Even though Randolph tried to wait as patiently as possible, it was beginning to slip into his mind that perhaps Balfour had forgotten about him. Or perhaps that Balfour never intended to include Randolph in his investigation.
He would have loved to have kept himself occupied with Soli, but it wasn’t so. She had been particularly busy since the two had their outing. Ety had her preoccupied most evenings, which was when Randolph usually found himself with a lot of “don’t bother me” time from Jae.
If it wasn’t Ety hogging Soli, then it was Irene. She would hover around Soli like a busy bumblebee, and had taken particular interest in pushing Soli out the door every morning before Randolph could even say hello. They’d come back sometimes with a courier in tow, carrying some new thing that Irene would declare, “Soli just had to have!”
If it wasn’t shopping, it was some kind of treatment that Soli didn’t seem to want. Her skin was scrubbed, her hair washed and treated with Venari olive oil, her nails groomed, and her face plucked. Slowly, Soli didn’t seem to look quite the same to Randolph. She had lost that armored air to her, and she appeared soft and very Avelinian. Randolph didn’t like it at all.

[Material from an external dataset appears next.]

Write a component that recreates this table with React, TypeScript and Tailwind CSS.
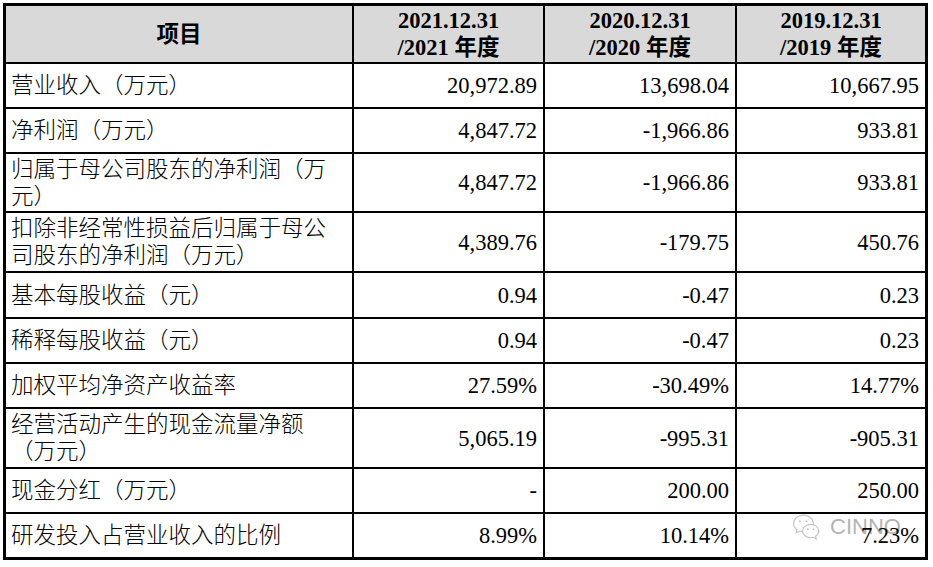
import React from "react";

const font = { fontFamily: '"Liberation Serif", "Noto Sans CJK SC", serif' };

type Row = { label: React.ReactNode; v: [string, string, string] };

const rows: Row[] = [
  { label: "营业收入（万元）", v: ["20,972.89", "13,698.04", "10,667.95"] },
  { label: "净利润（万元）", v: ["4,847.72", "-1,966.86", "933.81"] },
  {
    label: (
      <>
        归属于母公司股东的净利润（万
        <br />
        元）
      </>
    ),
    v: ["4,847.72", "-1,966.86", "933.81"],
  },
  {
    label: (
      <>
        扣除非经常性损益后归属于母公
        <br />
        司股东的净利润（万元）
      </>
    ),
    v: ["4,389.76", "-179.75", "450.76"],
  },
  { label: "基本每股收益（元）", v: ["0.94", "-0.47", "0.23"] },
  { label: "稀释每股收益（元）", v: ["0.94", "-0.47", "0.23"] },
  { label: "加权平均净资产收益率", v: ["27.59%", "-30.49%", "14.77%"] },
  {
    label: (
      <>
        经营活动产生的现金流量净额
        <br />
        （万元）
      </>
    ),
    v: ["5,065.19", "-995.31", "-905.31"],
  },
  { label: "现金分红（万元）", v: ["-", "200.00", "250.00"] },
  { label: "研发投入占营业收入的比例", v: ["8.99%", "10.14%", "7.23%"] },
];

function WeChat() {
  return (
    <svg width="28" height="27" viewBox="0 0 27 26" fill="none">
      <path
        d="M11 2C5.5 2 1.5 5.6 1.5 10c0 2.5 1.3 4.6 3.4 6.1L4 19.2l3.4-1.8c1.1.3 2.3.5 3.6.5 5.5 0 9.5-3.6 9.5-8S16.5 2 11 2z"
        stroke="#c4c4c4"
        strokeWidth="1.1"
        fill="white"
      />
      <circle cx="7.5" cy="8" r="1" fill="#c4c4c4" />
      <circle cx="14" cy="8" r="1" fill="#c4c4c4" />
      <path
        d="M18 11c-4.4 0-7.8 2.9-7.8 6.4s3.4 6.4 7.8 6.4c.9 0 1.8-.1 2.6-.4l2.8 1.5-.7-2.5c1.9-1.2 3.1-3 3.1-5 0-3.5-3.4-6.4-7.8-6.4z"
        stroke="#c4c4c4"
        strokeWidth="1.1"
        fill="white"
      />
      <circle cx="15.3" cy="15.6" r="0.9" fill="#c4c4c4" />
      <circle cx="20.7" cy="15.6" r="0.9" fill="#c4c4c4" />
    </svg>
  );
}

export default function App() {
  return (
    <div className="w-[933px] h-[567px] bg-white relative" style={font}>
      <div className="absolute left-[3px] top-[3px] w-[925px] h-[557px] bg-black p-[3px] grid grid-cols-[346px_189px_190px_188px] grid-rows-[56px_43px_43px_57px_58px_44px_43px_43px_58px_43px_43px] gap-[2px] text-[22.5px] text-black">
        <div className="bg-[#d9d9d9] flex items-center justify-center font-bold leading-[27px]">
          项目
        </div>
        {[
          ["2021.12.31", "/2021 年度"],
          ["2020.12.31", "/2020 年度"],
          ["2019.12.31", "/2019 年度"],
        ].map(([a, b]) => (
          <div
            key={a}
            className="bg-[#d9d9d9] flex flex-col items-center justify-center font-bold leading-[27px]"
          >
            <span>{a}</span>
            <span>{b}</span>
          </div>
        ))}
        {rows.map((r, i) => (
          <React.Fragment key={i}>
            <div className="bg-white flex items-center pl-[5px] leading-[27px] whitespace-nowrap font-light">
              <span>{r.label}</span>
            </div>
            {r.v.map((v, j) => (
              <div
                key={j}
                className="bg-white flex items-center justify-end pr-[6px] leading-[27px]"
              >
                <span className="relative z-10">{v}</span>
              </div>
            ))}
          </React.Fragment>
        ))}
      </div>
      <div className="absolute left-[792px] top-[513px] flex items-center gap-[10px] pointer-events-none">
        <WeChat />
        <span
          className="text-[22px] text-[#b4b4b4] leading-none"
          style={{ fontFamily: '"Liberation Sans", sans-serif' }}
        >
          CINNO
        </span>
      </div>
    </div>
  );
}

Every time he’d try to talk to her, something would come up—as if Soli was being watched. Irene would walk in on them and pull her away: she was needed for party planning, Ety needed her for some reason, or an emergency shopping trip was incipient.
Randolph was beginning to feel rather lonely at the Reinout estate. He had quickly grown to like the idea of Soli being around, and, when it didn’t happen, he felt her absence thoroughly.